• **DATASET EXCERPT**:
^^^^
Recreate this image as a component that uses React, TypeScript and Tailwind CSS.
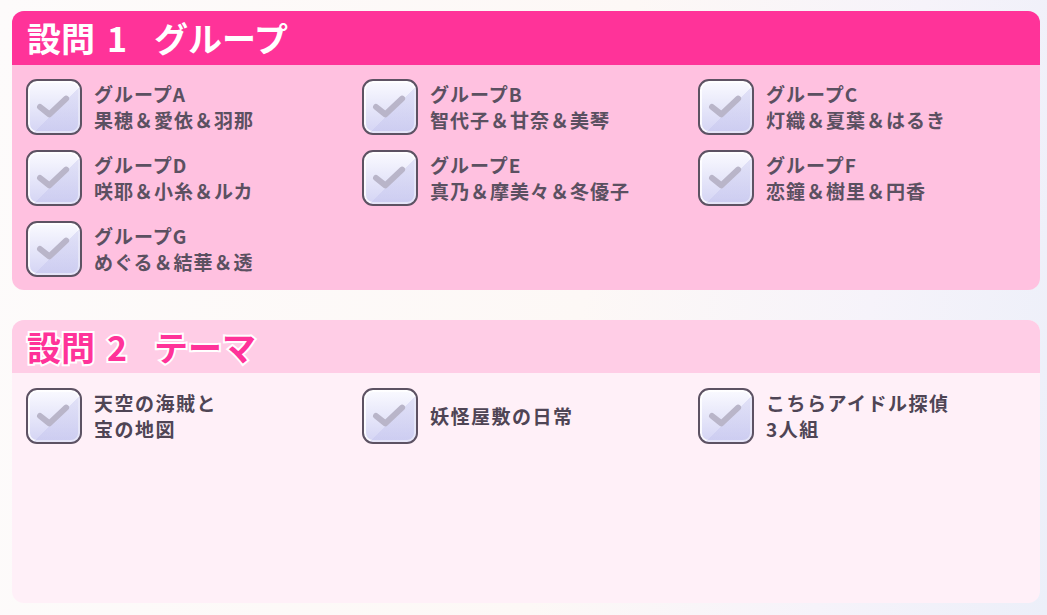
import React from 'react';

const font = "font-['Noto_Sans_CJK_JP','Noto_Sans',sans-serif]";

const groups = [
    ['グループA', '果穂＆愛依＆羽那'],
    ['グループB', '智代子＆甘奈＆美琴'],
    ['グループC', '灯織＆夏葉＆はるき'],
    ['グループD', '咲耶＆小糸＆ルカ'],
    ['グループE', '真乃＆摩美々＆冬優子'],
    ['グループF', '恋鐘＆樹里＆円香'],
    ['グループG', 'めぐる＆結華＆透'],
];

const themes = [
    ['天空の海賊と', '宝の地図'],
    ['妖怪屋敷の日常'],
    ['こちらアイドル探偵', '3人組'],
];

function CheckBox() {
    return (
        <div className="relative w-[56px] h-[56px] shrink-0 rounded-[11px] border-2 border-[#5d5263] bg-gradient-to-b from-[#fafaff] to-[#d4d4f4] shadow-[inset_0_0_0_2px_rgba(255,255,255,0.85)] overflow-hidden">
            <div className="absolute inset-0 bg-[linear-gradient(135deg,transparent_55%,rgba(190,190,235,0.35)_55%)]" />
            <svg viewBox="0 0 56 56" className="absolute inset-0 w-full h-full">
                <path d="M13 28 L23 36 L41 19" fill="none" stroke="#b9b5c9" strokeWidth="6.5" strokeLinecap="round" strokeLinejoin="round" />
            </svg>
        </div>
    );
}

function Item({ lines, big }: { lines: string[]; big?: boolean }) {
    return (
        <div className="flex items-center gap-[12px] h-[56px]">
            <CheckBox />
            <div className={`flex flex-col font-semibold ${big ? 'text-[19px] leading-[26px] text-[#4f4555] tracking-[1.5px]' : 'text-[19px] leading-[26px] text-[#5b5061] tracking-[1px]'}`}>
                {lines.map((l) => (
                    <span key={l} className="block h-[26px] whitespace-nowrap">{l}</span>
                ))}
            </div>
        </div>
    );
}

function Title({ num, text, light }: { num: string; text: string; light?: boolean }) {
    const cls = light
        ? 'text-[#ff3399] [-webkit-text-stroke:4px_white] [paint-order:stroke_fill]'
        : 'text-white';
    return (
        <h2 className={`flex items-baseline font-bold text-[34px] leading-none whitespace-nowrap ${cls}`}>
            <span>設問</span>
            <span className="ml-[12px]">{num}</span>
            <span className="ml-[27px]">{text}</span>
        </h2>
    );
}

export default function App() {
    return (
        <div className={`${font} w-[1047px] h-[615px] overflow-hidden bg-[linear-gradient(100deg,#fdfbfb_0%,#fdf8f6_55%,#f6f3fa_80%,#eceff9_100%)] pt-[11px] pl-[12px]`}>
            <div className="w-[1028px] flex flex-col gap-[30px]">
                <section className="rounded-[12px] overflow-hidden bg-[#ffc1e0]">
                    <div className="h-[54px] bg-[#ff3399] flex items-center pl-[15px]">
                        <Title num="1" text="グループ" />
                    </div>
                    <div className="grid grid-cols-[336px_336px_336px] gap-y-[15px] pl-[14px] pt-[14px] pb-[13px]">
                        {groups.map((g) => (
                            <Item key={g[0]} lines={g} />
                        ))}
                    </div>
                </section>
                <section className="rounded-[12px] overflow-hidden bg-[#fff0f8] h-[283px]">
                    <div className="h-[53px] bg-[#ffcde6] flex items-center pl-[15px]">
                        <Title num="2" text="テーマ" light />
                    </div>
                    <div className="grid grid-cols-[336px_336px_336px] pl-[14px] pt-[15px]">
                        {themes.map((t) => (
                            <Item key={t[0]} lines={t} big />
                        ))}
                    </div>
                </section>
            </div>
        </div>
    );
}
^^^^
Determine how many lines of the material include the string "React". Output only that count.

2